-- Start --

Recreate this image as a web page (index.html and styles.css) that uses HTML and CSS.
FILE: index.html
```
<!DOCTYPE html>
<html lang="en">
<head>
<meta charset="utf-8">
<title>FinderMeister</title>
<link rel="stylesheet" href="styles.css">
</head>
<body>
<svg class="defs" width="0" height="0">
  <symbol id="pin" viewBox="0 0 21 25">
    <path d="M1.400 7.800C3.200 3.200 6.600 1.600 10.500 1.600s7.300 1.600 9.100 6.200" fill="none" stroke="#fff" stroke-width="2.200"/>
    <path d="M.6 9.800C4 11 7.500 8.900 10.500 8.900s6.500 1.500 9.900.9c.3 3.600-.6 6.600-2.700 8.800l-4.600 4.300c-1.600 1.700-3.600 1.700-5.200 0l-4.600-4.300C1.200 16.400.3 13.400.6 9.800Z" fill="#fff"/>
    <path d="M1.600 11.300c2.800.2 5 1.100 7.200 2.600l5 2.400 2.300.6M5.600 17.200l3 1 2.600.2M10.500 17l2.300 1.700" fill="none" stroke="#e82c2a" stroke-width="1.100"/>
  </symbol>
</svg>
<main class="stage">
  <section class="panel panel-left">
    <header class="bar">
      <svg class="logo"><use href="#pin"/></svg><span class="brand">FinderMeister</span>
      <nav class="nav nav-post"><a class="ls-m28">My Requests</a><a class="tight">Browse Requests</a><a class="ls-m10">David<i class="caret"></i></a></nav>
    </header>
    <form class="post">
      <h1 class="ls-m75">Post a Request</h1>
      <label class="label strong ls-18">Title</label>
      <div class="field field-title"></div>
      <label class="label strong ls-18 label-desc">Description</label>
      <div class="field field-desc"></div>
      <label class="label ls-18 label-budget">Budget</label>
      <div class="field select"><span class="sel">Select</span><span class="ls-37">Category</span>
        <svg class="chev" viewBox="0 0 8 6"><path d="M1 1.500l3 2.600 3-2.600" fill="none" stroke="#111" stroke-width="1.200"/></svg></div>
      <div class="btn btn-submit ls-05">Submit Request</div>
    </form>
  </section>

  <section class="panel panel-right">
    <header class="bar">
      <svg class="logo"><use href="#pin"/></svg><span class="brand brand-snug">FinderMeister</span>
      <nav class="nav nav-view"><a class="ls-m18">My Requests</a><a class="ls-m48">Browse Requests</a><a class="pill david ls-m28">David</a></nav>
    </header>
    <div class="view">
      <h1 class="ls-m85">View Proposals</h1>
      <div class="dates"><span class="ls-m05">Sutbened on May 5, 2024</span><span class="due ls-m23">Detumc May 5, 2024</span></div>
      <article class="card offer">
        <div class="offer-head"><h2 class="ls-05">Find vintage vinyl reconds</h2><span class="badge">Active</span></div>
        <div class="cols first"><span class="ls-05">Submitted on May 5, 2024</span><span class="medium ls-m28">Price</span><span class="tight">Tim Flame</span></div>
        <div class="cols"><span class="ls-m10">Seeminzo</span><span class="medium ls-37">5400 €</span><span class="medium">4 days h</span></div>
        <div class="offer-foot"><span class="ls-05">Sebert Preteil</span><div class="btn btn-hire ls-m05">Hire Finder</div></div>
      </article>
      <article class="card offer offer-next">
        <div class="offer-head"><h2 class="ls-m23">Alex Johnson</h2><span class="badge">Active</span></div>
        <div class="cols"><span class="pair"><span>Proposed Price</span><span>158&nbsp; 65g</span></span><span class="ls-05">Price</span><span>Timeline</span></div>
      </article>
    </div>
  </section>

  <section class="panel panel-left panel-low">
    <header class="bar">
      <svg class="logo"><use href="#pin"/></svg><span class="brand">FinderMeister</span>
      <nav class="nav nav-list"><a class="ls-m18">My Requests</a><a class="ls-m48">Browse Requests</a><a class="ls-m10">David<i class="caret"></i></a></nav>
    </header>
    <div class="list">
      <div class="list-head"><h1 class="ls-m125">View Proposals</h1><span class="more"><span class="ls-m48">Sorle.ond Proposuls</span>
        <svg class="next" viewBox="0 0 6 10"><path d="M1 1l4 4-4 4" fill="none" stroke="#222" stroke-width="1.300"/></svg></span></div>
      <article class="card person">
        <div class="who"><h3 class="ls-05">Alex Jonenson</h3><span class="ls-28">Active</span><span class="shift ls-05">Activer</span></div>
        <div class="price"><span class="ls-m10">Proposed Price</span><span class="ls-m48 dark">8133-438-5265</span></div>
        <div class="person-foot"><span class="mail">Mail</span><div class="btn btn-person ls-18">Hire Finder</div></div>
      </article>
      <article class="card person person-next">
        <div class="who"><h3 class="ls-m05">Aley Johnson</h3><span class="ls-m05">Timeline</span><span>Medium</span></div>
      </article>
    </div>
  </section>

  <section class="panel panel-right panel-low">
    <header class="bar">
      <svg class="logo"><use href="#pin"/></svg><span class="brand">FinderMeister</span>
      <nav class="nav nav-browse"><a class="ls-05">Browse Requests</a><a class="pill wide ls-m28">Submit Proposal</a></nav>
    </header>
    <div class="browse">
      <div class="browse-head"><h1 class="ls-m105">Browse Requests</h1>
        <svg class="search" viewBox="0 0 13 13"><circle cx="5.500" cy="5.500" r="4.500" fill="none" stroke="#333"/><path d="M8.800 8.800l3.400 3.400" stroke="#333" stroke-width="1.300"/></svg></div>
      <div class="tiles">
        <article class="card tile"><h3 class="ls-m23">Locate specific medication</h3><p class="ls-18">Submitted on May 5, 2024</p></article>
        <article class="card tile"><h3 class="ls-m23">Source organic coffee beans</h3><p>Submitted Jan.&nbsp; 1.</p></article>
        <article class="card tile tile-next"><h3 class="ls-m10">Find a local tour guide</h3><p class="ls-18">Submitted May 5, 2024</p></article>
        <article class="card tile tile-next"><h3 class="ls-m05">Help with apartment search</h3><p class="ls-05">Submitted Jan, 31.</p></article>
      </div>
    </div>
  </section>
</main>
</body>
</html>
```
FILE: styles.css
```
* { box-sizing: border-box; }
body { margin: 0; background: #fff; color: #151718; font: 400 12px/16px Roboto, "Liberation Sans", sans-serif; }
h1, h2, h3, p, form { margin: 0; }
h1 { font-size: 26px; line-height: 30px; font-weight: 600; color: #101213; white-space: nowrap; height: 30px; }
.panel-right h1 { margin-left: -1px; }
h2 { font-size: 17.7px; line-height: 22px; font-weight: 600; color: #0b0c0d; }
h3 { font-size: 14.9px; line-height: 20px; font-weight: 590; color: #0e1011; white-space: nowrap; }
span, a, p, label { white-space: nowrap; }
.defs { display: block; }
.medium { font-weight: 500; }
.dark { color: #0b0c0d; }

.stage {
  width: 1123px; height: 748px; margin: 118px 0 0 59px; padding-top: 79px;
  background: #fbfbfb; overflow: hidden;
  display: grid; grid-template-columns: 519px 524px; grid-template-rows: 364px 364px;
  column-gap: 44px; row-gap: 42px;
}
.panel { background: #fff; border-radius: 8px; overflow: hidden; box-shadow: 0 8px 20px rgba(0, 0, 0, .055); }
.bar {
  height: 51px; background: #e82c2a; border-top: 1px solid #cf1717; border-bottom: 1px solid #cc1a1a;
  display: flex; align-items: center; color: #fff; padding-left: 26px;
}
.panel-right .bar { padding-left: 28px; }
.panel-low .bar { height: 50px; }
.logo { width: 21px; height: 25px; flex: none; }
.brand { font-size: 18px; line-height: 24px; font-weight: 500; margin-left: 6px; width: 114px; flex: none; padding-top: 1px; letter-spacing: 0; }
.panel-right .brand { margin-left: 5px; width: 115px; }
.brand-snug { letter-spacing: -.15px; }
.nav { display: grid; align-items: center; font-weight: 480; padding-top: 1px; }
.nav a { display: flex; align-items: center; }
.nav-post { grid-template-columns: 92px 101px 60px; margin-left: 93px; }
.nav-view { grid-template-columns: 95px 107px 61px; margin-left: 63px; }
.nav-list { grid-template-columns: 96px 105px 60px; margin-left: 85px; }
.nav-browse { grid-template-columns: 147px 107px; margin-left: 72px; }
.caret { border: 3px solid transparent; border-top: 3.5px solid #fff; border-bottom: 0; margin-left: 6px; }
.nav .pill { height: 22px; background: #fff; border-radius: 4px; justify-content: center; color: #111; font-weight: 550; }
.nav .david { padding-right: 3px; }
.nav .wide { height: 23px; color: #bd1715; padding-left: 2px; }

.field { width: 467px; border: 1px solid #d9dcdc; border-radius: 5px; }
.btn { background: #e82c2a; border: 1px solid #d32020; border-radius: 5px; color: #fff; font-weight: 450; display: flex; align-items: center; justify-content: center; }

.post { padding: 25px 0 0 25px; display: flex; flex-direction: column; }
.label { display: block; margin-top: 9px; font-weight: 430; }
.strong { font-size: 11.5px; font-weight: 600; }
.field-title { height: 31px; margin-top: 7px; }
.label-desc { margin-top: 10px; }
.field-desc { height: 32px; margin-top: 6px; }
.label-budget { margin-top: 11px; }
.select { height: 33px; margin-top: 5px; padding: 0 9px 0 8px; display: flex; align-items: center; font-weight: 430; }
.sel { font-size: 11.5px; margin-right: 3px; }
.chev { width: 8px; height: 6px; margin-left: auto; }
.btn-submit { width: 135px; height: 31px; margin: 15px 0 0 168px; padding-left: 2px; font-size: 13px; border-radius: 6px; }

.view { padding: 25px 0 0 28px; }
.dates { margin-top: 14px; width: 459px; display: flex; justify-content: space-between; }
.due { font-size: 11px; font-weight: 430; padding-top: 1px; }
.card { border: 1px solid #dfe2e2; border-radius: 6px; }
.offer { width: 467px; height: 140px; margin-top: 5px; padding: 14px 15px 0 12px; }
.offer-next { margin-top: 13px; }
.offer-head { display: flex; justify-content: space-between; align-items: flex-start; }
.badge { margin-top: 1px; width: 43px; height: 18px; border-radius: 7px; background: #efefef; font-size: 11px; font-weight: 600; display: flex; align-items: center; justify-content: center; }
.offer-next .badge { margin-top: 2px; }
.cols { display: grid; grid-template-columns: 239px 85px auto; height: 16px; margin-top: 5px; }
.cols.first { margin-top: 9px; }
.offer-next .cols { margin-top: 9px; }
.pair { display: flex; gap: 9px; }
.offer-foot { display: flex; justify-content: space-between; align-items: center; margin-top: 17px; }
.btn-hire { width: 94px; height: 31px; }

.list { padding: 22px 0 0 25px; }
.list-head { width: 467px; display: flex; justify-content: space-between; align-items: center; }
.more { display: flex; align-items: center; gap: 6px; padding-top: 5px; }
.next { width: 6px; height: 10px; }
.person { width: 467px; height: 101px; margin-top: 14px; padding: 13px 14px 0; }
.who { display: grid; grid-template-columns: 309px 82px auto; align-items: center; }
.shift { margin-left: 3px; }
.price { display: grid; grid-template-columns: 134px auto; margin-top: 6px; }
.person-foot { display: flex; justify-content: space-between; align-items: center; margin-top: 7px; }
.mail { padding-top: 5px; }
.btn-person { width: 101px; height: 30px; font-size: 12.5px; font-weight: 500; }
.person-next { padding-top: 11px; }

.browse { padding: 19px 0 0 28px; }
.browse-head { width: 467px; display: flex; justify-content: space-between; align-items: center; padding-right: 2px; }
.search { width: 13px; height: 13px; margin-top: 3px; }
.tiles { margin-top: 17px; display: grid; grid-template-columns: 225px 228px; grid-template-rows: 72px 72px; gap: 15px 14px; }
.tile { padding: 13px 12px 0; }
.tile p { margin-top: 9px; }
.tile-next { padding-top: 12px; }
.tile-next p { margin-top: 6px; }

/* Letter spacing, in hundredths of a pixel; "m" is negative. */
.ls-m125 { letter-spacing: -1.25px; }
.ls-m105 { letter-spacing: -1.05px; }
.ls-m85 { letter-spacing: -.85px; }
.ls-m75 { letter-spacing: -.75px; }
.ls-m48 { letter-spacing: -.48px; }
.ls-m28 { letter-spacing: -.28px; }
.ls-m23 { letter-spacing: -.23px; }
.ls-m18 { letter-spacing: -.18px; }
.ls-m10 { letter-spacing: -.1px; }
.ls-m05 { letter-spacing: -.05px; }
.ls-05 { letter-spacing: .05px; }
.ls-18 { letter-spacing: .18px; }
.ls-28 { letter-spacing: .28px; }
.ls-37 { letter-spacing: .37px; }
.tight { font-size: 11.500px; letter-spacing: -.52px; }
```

-- End --

TASK INSTRUCTIONS: Determine the number of lines in the data that contain "styles" as a word or string, and state only that number.

ANSWER TO THIS TASK: 3